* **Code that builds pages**
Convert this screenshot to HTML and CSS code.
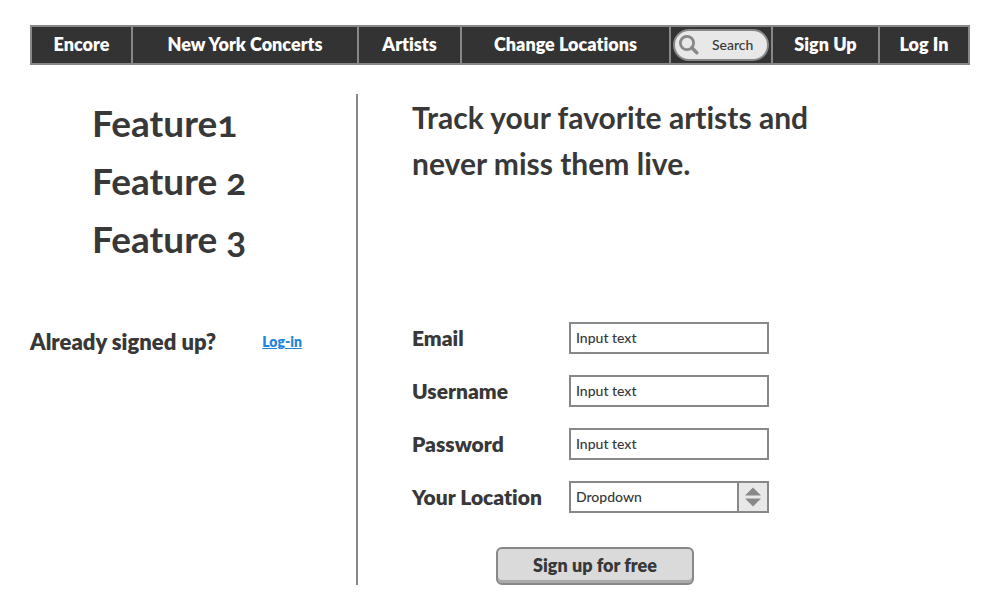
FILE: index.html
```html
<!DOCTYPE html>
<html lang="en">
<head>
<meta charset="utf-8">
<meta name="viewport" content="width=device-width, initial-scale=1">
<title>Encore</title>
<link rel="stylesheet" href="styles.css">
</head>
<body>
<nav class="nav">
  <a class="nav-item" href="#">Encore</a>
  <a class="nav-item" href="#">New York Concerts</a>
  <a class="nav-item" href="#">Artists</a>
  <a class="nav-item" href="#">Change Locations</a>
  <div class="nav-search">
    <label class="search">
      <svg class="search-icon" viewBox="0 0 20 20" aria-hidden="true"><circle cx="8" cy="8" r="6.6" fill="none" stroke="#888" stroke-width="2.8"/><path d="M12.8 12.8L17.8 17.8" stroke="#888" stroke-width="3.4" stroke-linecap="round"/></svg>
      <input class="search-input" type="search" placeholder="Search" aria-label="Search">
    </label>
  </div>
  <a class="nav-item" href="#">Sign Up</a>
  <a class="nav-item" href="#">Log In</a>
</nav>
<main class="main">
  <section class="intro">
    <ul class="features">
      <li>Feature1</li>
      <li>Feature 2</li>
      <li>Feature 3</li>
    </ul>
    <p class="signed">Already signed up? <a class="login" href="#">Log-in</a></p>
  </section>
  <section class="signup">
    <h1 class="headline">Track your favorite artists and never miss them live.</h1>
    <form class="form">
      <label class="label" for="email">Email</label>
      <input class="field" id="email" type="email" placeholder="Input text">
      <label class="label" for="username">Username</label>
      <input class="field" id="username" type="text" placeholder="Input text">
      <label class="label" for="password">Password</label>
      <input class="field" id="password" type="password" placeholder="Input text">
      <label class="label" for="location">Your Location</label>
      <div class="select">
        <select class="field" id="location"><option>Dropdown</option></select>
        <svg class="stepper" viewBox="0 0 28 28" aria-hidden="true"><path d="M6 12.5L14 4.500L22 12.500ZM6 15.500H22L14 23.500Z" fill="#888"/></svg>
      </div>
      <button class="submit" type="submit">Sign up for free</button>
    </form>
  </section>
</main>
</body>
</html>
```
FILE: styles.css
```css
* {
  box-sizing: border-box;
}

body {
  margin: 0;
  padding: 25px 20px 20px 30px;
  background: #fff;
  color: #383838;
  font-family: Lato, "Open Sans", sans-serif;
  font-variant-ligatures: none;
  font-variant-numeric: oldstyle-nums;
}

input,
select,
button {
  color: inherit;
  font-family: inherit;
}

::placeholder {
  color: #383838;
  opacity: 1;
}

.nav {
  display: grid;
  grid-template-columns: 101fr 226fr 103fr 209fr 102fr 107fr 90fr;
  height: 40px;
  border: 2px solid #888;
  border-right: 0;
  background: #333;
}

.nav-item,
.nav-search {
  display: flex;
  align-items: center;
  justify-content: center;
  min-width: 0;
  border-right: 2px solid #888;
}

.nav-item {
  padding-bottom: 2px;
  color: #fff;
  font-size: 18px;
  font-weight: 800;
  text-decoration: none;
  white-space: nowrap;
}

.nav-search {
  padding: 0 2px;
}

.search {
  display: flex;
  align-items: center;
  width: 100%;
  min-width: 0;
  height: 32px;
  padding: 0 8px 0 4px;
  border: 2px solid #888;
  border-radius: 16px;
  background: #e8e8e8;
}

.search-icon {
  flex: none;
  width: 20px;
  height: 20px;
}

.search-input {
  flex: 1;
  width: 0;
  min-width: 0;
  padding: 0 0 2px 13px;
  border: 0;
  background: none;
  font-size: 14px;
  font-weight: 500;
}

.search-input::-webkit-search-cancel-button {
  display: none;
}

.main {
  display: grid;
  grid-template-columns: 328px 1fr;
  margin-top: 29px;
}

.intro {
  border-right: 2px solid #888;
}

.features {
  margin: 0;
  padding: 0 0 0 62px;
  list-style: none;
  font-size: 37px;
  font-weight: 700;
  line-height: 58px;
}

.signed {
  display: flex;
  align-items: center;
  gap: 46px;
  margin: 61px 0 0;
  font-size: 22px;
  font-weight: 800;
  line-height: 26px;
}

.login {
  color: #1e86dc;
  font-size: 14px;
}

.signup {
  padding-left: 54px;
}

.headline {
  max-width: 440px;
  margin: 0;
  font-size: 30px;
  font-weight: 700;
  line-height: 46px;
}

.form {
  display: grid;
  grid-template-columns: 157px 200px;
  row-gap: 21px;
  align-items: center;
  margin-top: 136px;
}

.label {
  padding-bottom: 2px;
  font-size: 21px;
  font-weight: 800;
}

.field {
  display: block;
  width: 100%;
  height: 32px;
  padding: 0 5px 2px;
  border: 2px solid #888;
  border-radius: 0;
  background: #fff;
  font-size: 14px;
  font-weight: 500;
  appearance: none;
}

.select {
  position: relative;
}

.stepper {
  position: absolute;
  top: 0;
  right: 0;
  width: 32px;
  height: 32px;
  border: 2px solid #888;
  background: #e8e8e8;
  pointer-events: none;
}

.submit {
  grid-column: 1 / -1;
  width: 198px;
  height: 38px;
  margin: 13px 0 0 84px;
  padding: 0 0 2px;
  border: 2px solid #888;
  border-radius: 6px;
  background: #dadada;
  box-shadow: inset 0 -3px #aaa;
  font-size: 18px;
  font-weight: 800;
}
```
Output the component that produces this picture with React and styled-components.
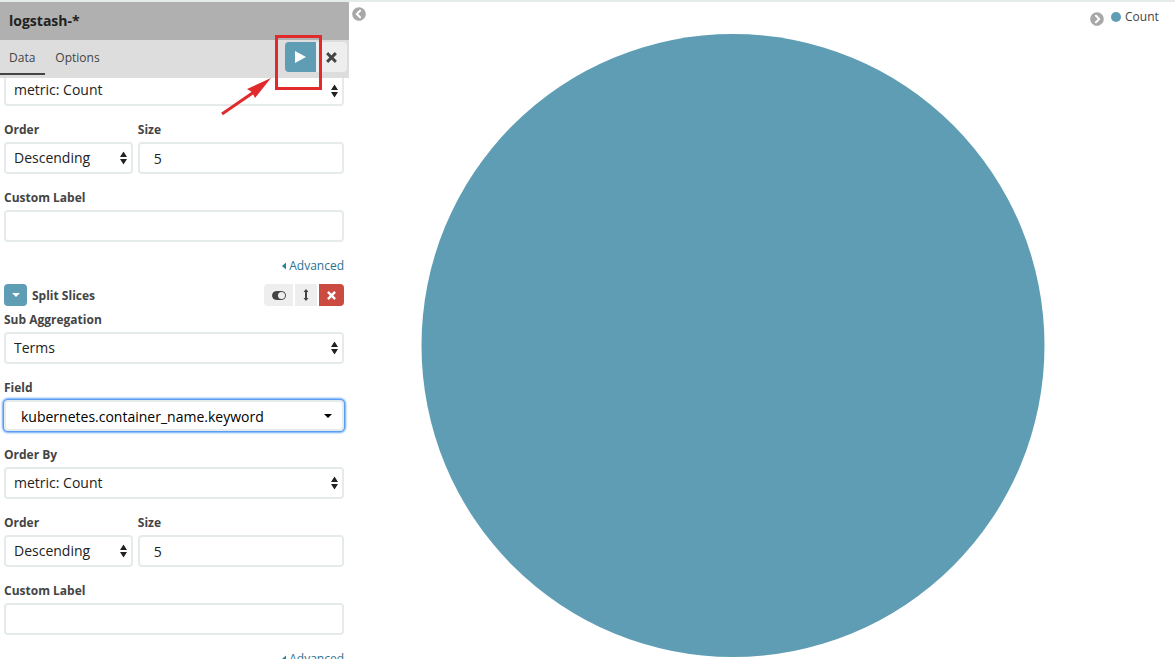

* **Your goal**
Every line above should be returned exactly; the pictures stay out.

* **Solved problem**
Convert this screenshot to HTML and CSS code.
FILE: index.html
```html
<!DOCTYPE html>
<html lang="en">
<head>
<meta charset="utf-8">
<meta name="viewport" content="width=device-width, initial-scale=1">
<title>Encore</title>
<link rel="stylesheet" href="styles.css">
</head>
<body>
<nav class="nav">
  <a class="nav-item" href="#">Encore</a>
  <a class="nav-item" href="#">New York Concerts</a>
  <a class="nav-item" href="#">Artists</a>
  <a class="nav-item" href="#">Change Locations</a>
  <div class="nav-search">
    <label class="search">
      <svg class="search-icon" viewBox="0 0 20 20" aria-hidden="true"><circle cx="8" cy="8" r="6.6" fill="none" stroke="#888" stroke-width="2.8"/><path d="M12.8 12.8L17.8 17.8" stroke="#888" stroke-width="3.4" stroke-linecap="round"/></svg>
      <input class="search-input" type="search" placeholder="Search" aria-label="Search">
    </label>
  </div>
  <a class="nav-item" href="#">Sign Up</a>
  <a class="nav-item" href="#">Log In</a>
</nav>
<main class="main">
  <section class="intro">
    <ul class="features">
      <li>Feature1</li>
      <li>Feature 2</li>
      <li>Feature 3</li>
    </ul>
    <p class="signed">Already signed up? <a class="login" href="#">Log-in</a></p>
  </section>
  <section class="signup">
    <h1 class="headline">Track your favorite artists and never miss them live.</h1>
    <form class="form">
      <label class="label" for="email">Email</label>
      <input class="field" id="email" type="email" placeholder="Input text">
      <label class="label" for="username">Username</label>
      <input class="field" id="username" type="text" placeholder="Input text">
      <label class="label" for="password">Password</label>
      <input class="field" id="password" type="password" placeholder="Input text">
      <label class="label" for="location">Your Location</label>
      <div class="select">
        <select class="field" id="location"><option>Dropdown</option></select>
        <svg class="stepper" viewBox="0 0 28 28" aria-hidden="true"><path d="M6 12.5L14 4.500L22 12.500ZM6 15.500H22L14 23.500Z" fill="#888"/></svg>
      </div>
      <button class="submit" type="submit">Sign up for free</button>
    </form>
  </section>
</main>
</body>
</html>
```
FILE: styles.css
```css
* {
  box-sizing: border-box;
}

body {
  margin: 0;
  padding: 25px 20px 20px 30px;
  background: #fff;
  color: #383838;
  font-family: Lato, "Open Sans", sans-serif;
  font-variant-ligatures: none;
  font-variant-numeric: oldstyle-nums;
}

input,
select,
button {
  color: inherit;
  font-family: inherit;
}

::placeholder {
  color: #383838;
  opacity: 1;
}

.nav {
  display: grid;
  grid-template-columns: 101fr 226fr 103fr 209fr 102fr 107fr 90fr;
  height: 40px;
  border: 2px solid #888;
  border-right: 0;
  background: #333;
}

.nav-item,
.nav-search {
  display: flex;
  align-items: center;
  justify-content: center;
  min-width: 0;
  border-right: 2px solid #888;
}

.nav-item {
  padding-bottom: 2px;
  color: #fff;
  font-size: 18px;
  font-weight: 800;
  text-decoration: none;
  white-space: nowrap;
}

.nav-search {
  padding: 0 2px;
}

.search {
  display: flex;
  align-items: center;
  width: 100%;
  min-width: 0;
  height: 32px;
  padding: 0 8px 0 4px;
  border: 2px solid #888;
  border-radius: 16px;
  background: #e8e8e8;
}

.search-icon {
  flex: none;
  width: 20px;
  height: 20px;
}

.search-input {
  flex: 1;
  width: 0;
  min-width: 0;
  padding: 0 0 2px 13px;
  border: 0;
  background: none;
  font-size: 14px;
  font-weight: 500;
}

.search-input::-webkit-search-cancel-button {
  display: none;
}

.main {
  display: grid;
  grid-template-columns: 328px 1fr;
  margin-top: 29px;
}

.intro {
  border-right: 2px solid #888;
}

.features {
  margin: 0;
  padding: 0 0 0 62px;
  list-style: none;
  font-size: 37px;
  font-weight: 700;
  line-height: 58px;
}

.signed {
  display: flex;
  align-items: center;
  gap: 46px;
  margin: 61px 0 0;
  font-size: 22px;
  font-weight: 800;
  line-height: 26px;
}

.login {
  color: #1e86dc;
  font-size: 14px;
}

.signup {
  padding-left: 54px;
}

.headline {
  max-width: 440px;
  margin: 0;
  font-size: 30px;
  font-weight: 700;
  line-height: 46px;
}

.form {
  display: grid;
  grid-template-columns: 157px 200px;
  row-gap: 21px;
  align-items: center;
  margin-top: 136px;
}

.label {
  padding-bottom: 2px;
  font-size: 21px;
  font-weight: 800;
}

.field {
  display: block;
  width: 100%;
  height: 32px;
  padding: 0 5px 2px;
  border: 2px solid #888;
  border-radius: 0;
  background: #fff;
  font-size: 14px;
  font-weight: 500;
  appearance: none;
}

.select {
  position: relative;
}

.stepper {
  position: absolute;
  top: 0;
  right: 0;
  width: 32px;
  height: 32px;
  border: 2px solid #888;
  background: #e8e8e8;
  pointer-events: none;
}

.submit {
  grid-column: 1 / -1;
  width: 198px;
  height: 38px;
  margin: 13px 0 0 84px;
  padding: 0 0 2px;
  border: 2px solid #888;
  border-radius: 6px;
  background: #dadada;
  box-shadow: inset 0 -3px #aaa;
  font-size: 18px;
  font-weight: 800;
}
```
Output the component that produces this picture with React and styled-components.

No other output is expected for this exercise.